21. Bell’s earliest recordings of sound were meant to help his students. Instead of capturing audible sound, these recordings picked up noises and changed them into lines that were then traced onto plates. Since his students were deaf, they learned to change their voices until the tracings mirrored the ones he created, which helped them learn to speak.
22. After reading a technical work written in German, Bell discovered a way for speech to be transmitted electrically. It was not until later on that he realized he had misunderstood what he read and accidentally stumbled upon the foundation for the telephone.
23. Bell once stated that if he knew anything about electricity, it would have discouraged his invention of the telephone. After all, everyone “knew” that it was not possible to transmit a voice through a wire.
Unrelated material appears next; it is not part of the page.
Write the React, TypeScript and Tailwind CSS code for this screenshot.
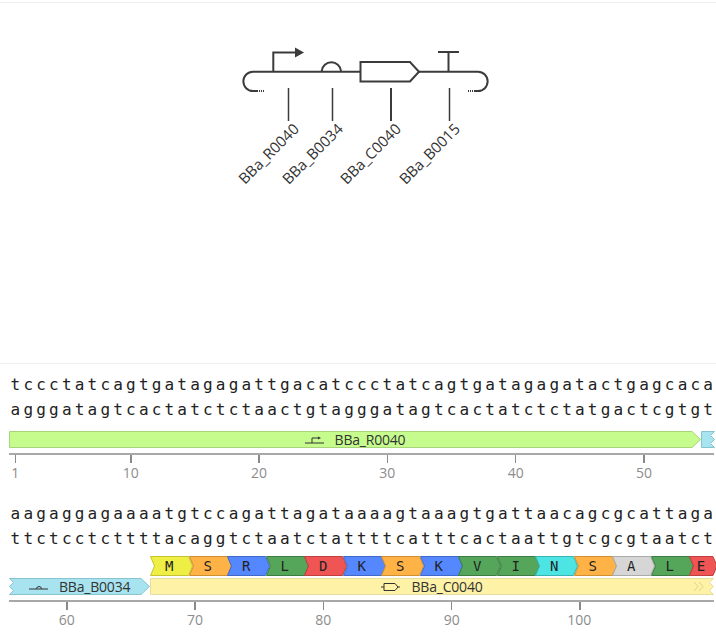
import React from "react";

const uiFont = "font-['Open_Sans',sans-serif]";

const aminoColors: Record<string, string> = {
  M: "#eeee44",
  S: "#ffb347",
  R: "#5588ff",
  L: "#55a65a",
  D: "#f05555",
  K: "#5588ff",
  V: "#55a65a",
  I: "#55a65a",
  N: "#4de4e4",
  A: "#d6d6d6",
  E: "#f05555",
};

const aminoBorders: Record<string, string> = {
  M: "#c4c430",
  S: "#d09030",
  R: "#4068c8",
  L: "#3d7d42",
  D: "#c04040",
  K: "#4068c8",
  V: "#3d7d42",
  I: "#3d7d42",
  N: "#38b4b4",
  A: "#aaaaaa",
  E: "#c04040",
};

function SeqLine({ text }: { text: string }) {
  return (
    <div className="flex h-[25px] items-center pl-[9px] font-['DejaVu_Sans_Mono',monospace] text-[16px] text-[#222]">
      {text.split("").map((c, i) => (
        <span key={i} className="w-[12.83px] shrink-0 text-center">
          {c}
        </span>
      ))}
    </div>
  );
}

function Tick({ label, wide }: { label: string; wide?: boolean }) {
  return (
    <div className={wide ? "w-[128.3px] shrink-0" : "w-[115.5px] shrink-0"}>
      <div className="h-2 w-[1.5px] bg-[#8a8a8a]" />
      <div className={label === "100" ? "flex w-[1.5px] justify-center pr-[5px] pt-[1px] text-[14px] leading-[18px] text-[#8c8c8c]" : "flex w-[1.5px] justify-center pt-[1px] text-[14px] leading-[18px] text-[#8c8c8c]"}>
        <span>{label}</span>
      </div>
    </div>
  );
}

function Axis({ first, labels }: { first: number; labels: string[] }) {
  return (
    <div className="mx-[9px] w-[705px] overflow-visible border-t-2 border-[#a8a8a8]" style={{ paddingLeft: first }}>
      <div className="flex">
        {labels.map((l, i) => (
          <Tick key={l} label={l} wide={first !== 5.5 || i > 0} />
        ))}
      </div>
    </div>
  );
}

function Amino({ letter, width = 38.5 }: { letter: string; width?: number }) {
  return (
    <div className="relative h-5 shrink-0" style={{ width }}>
      <svg className="absolute left-0 top-0 overflow-visible" width={width + 4} height="20">
        <polygon
          points={`0.5,0.5 ${width},0.5 ${width + 4},10 ${width},19.5 0.5,19.5 4.5,10`}
          fill={aminoColors[letter]}
          stroke={aminoBorders[letter]}
          strokeWidth="1"
        />
      </svg>
      <span className="absolute inset-0 flex items-center justify-center font-['DejaVu_Sans_Mono',monospace] text-[14px] text-[#222]">
        {letter}
      </span>
    </div>
  );
}

function PromoterGlyph() {
  return (
    <svg width="20" height="8" className="shrink-0">
      <path d="M0 7H19M7 7V2H14" fill="none" stroke="#333" strokeWidth="1" />
      <path d="M13 0.5L16 2L13 3.5Z" fill="#333" />
    </svg>
  );
}

function RbsGlyph() {
  return (
    <svg width="20" height="8" className="shrink-0">
      <path d="M0 6H19" stroke="#333" strokeWidth="1" />
      <path d="M7.5 6A2.5 2.5 0 0 1 12.5 6" fill="none" stroke="#333" strokeWidth="1" />
    </svg>
  );
}

function CdsGlyph() {
  return (
    <svg width="20" height="10" className="shrink-0">
      <path d="M0 5H3M16 5H19" stroke="#333" strokeWidth="1" />
      <path d="M3 1.5H14L17 5L14 8.5H3Z" fill="none" stroke="#333" strokeWidth="1" />
    </svg>
  );
}

function CircuitDiagram() {
  const labels = [
    { x: 300, y: 130, t: "BBa_R0040" },
    { x: 344, y: 130, t: "BBa_B0034" },
    { x: 402, y: 130, t: "BBa_C0040" },
    { x: 461, y: 130, t: "BBa_B0015" },
  ];
  return (
    <svg width="716" height="200" className="block">
      <g transform="translate(0 -3)">
        <g fill="none" stroke="#3b3b3b" strokeWidth="2">
          <path d="M263 71.7H253A9.65 9.65 0 0 0 253 91H257" />
          <path d="M257 91H264" strokeDasharray="1 1" />
          <path d="M263 71.7H360" />
          <path d="M273.3 71.7V52.5H296" />
          <path d="M321.7 71A9.7 9.7 0 0 1 341 71" />
          <path d="M360.5 62H410L419 71.7L410 81.5H360.5Z" />
          <path d="M419 71.7H478A9.65 9.65 0 0 1 478 91H474" />
          <path d="M468 91H474" strokeDasharray="1 1" />
          <path d="M448.5 71.7V52" />
          <path d="M438 52H459" />
          <path d="M288.5 88V121" strokeWidth="1.5" />
          <path d="M332.5 88V121" strokeWidth="1.5" />
          <path d="M391 88V121" />
          <path d="M449.5 88V121" strokeWidth="1.5" />
        </g>
        <path d="M295 47.5L304 52.5L295 57.5Z" fill="#3b3b3b" />
        {labels.map((l) => (
          <text
            key={l.t}
            x={l.x}
            y={l.y}
            textAnchor="end"
            transform={`rotate(-45 ${l.x} ${l.y})`}
            className={`${uiFont} text-[15px]`}
            fill="#333"
          >
            {l.t}
          </text>
        ))}
      </g>
    </svg>
  );
}

export default function App() {
  return (
    <div className={`h-[637px] w-[716px] overflow-hidden bg-white ${uiFont}`}>
      {/* Circuit map */}
      <div className="mt-[2px] h-[362px] border-y border-[#eceef2]">
        <CircuitDiagram />
      </div>

      {/* First sequence block */}
      <div className="pt-[8px]">
        <SeqLine text="tccctatcagtgatagagattgacatccctatcagtgatagagatactgagcaca" />
        <SeqLine text="agggatagtcactatctctaactgtagggatagtcactatctctatgactcgtgt" />
        <div className="mt-[9px] flex h-[17px] pl-[9px]">
          <div className="relative h-[17px] w-[692px] shrink-0">
            <svg className="absolute inset-0" width="692" height="17">
              <polygon points="0.5,0.5 683,0.5 691.5,8.5 683,16.5 0.5,16.5" fill="#c6fb8e" stroke="#a8d47a" />
            </svg>
            <div className="absolute inset-0 flex items-center justify-center gap-[10px] text-[14px] tracking-[-0.2px] text-[#333]">
              <PromoterGlyph />
              <span>BBa_R0040</span>
            </div>
          </div>
          <svg width="14" height="17" className="shrink-0">
            <polygon points="0.5,0.5 13.5,0.5 9.5,4.5 13.5,8.5 9.5,12.5 13.5,16.5 0.5,16.5" fill="#a8e4ef" stroke="#88c4d0" />
          </svg>
        </div>
        <div className="mt-[5px]">
          <Axis first={5.5} labels={["1", "10", "20", "30", "40", "50"]} />
        </div>
      </div>

      {/* Second sequence block */}
      <div className="pt-[19px]">
        <SeqLine text="aagaggagaaaatgtccagattagataaaagtaaagtgattaacagcgcattaga" />
        <SeqLine text="ttctcctcttttacaggtctaatctattttcatttcactaattgtcgcgtaatct" />
        <div className="mt-[5px] flex h-5 overflow-hidden pl-[150px]">
          {"MSRLDKSKVINSAL".split("").map((a, i) => (
            <Amino key={i} letter={a} />
          ))}
          <Amino letter="E" width={24} />
        </div>
        <div className="mt-[2px] flex h-[17px] pl-[9px]">
          <div className="relative h-[17px] w-[141px] shrink-0">
            <svg className="absolute inset-0" width="141" height="17">
              <polygon points="0.5,0.5 132,0.5 140.5,8.5 132,16.5 0.5,16.5 4.5,12.5 0.5,8.5 4.5,4.5" fill="#a8e4ef" stroke="#88c4d0" />
            </svg>
            <div className="absolute inset-0 flex items-center gap-[10px] pl-[20px] text-[14px] tracking-[-0.2px] text-[#333]">
              <RbsGlyph />
              <span>BBa_B0034</span>
            </div>
          </div>
          <div className="relative h-[17px] w-[564px] shrink-0">
            <svg className="absolute inset-0" width="564" height="17">
              <polygon points="0.5,0.5 563.5,0.5 559.5,4.5 563.5,8.5 559.5,12.5 563.5,16.5 0.5,16.5" fill="#fdf2a6" stroke="#e6dca0" />
              <path d="M544 4L548 8.5L544 13M549 4L553 8.5L549 13" fill="none" stroke="#e0d48c" strokeWidth="1" />
            </svg>
            <div className="absolute inset-0 flex items-center justify-center gap-[10px] text-[14px] tracking-[-0.2px] text-[#333]">
              <CdsGlyph />
              <span>BBa_C0040</span>
            </div>
          </div>
        </div>
        <div className="mt-[5px]">
          <Axis first={57} labels={["60", "70", "80", "90", "100"]} />
        </div>
      </div>
    </div>
  );
}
24. One day, as he worked to develop the telephone, Bell heard what sounded like a plucked spring through 60 feet of wire. The noise came from one of his students, Thomas A. Watson, who was attempting to reactivate a telegraph transmitter. This sparked the idea that Bell could in fact transmit a voice through a wire.
25. Bell submitted a patent application for his device on February 14, 1876. Hours later, an inventor named Elisha Gray submitted a caveat that stated he was working on an invention that was very similar. Gray lost and Bell received the patent on March 7.
26. After figuring out how to send simple current and patenting the idea, Bell transmitted speech on or around March 10, 1876.
27. The first words spoken on a telephone were from Bell himself, who said, “Mr. Watson, come here. I need you.”
28. Shortly thereafter, hundreds of lawsuits against Bell began to spring up. Only five of these went as far as the Supreme Court, but Bell’s claims were eventually upheld and he won every case. This would become one of the longest battles over a patent in United States history.
29. Originally, Bell and his investors tried to sell the patent to Western Union, who ran the nation’s telegraph wires. They asked for a mere $100,000. The company declined, stating their belief that the telephone was only a trend and would not make them any money.
30. In 1877, Bell and his investors became the Bell Telephone Company. Over the decades, the company has changed names numerous times. It is known today as AT&T.
31. If you had the chance to ask Bell why he invented the telephone, he would say that he invented it for his wife. This is because her father disapproved of their relationship due to Bell’s low income. As soon as the Bell Telephone Company was created, Bell married Hubbard and gifted her with the majority of his 1,507 shares in his company.
32. At Hubbard’s request, Bell was nicknamed Alec and he even answered to it.
33. Despite his popular creation, Bell disliked having a telephone located in his study. He admitted that it was much too distracting.
34. During the 1880s, Bell founded his Volta Laboratory, which he dedicated to the research and expansion of knowledge in relation to the deaf.
35. In his lab, Bell invented the photophone, which he considered to be even better than the telephone. The photophone sent a wireless voice message 200 meters away using light — an idea that would develop into fiber-optics one century later.
36. Bell also tried to impress magnetic fields in order to reproduce sound, but gave up on this idea when a workable prototype seemed unattainable. In the future, the principle that he pioneered would later become the computer floppy disc and the tape recorder.
37. The Volta Graphophone Company, the successor to the Volta Laboratory, evolved to become Columbia Records, who put out music by artists such as AC/DC, Beyonce, Bob Dylan, Pink Floyd and many others.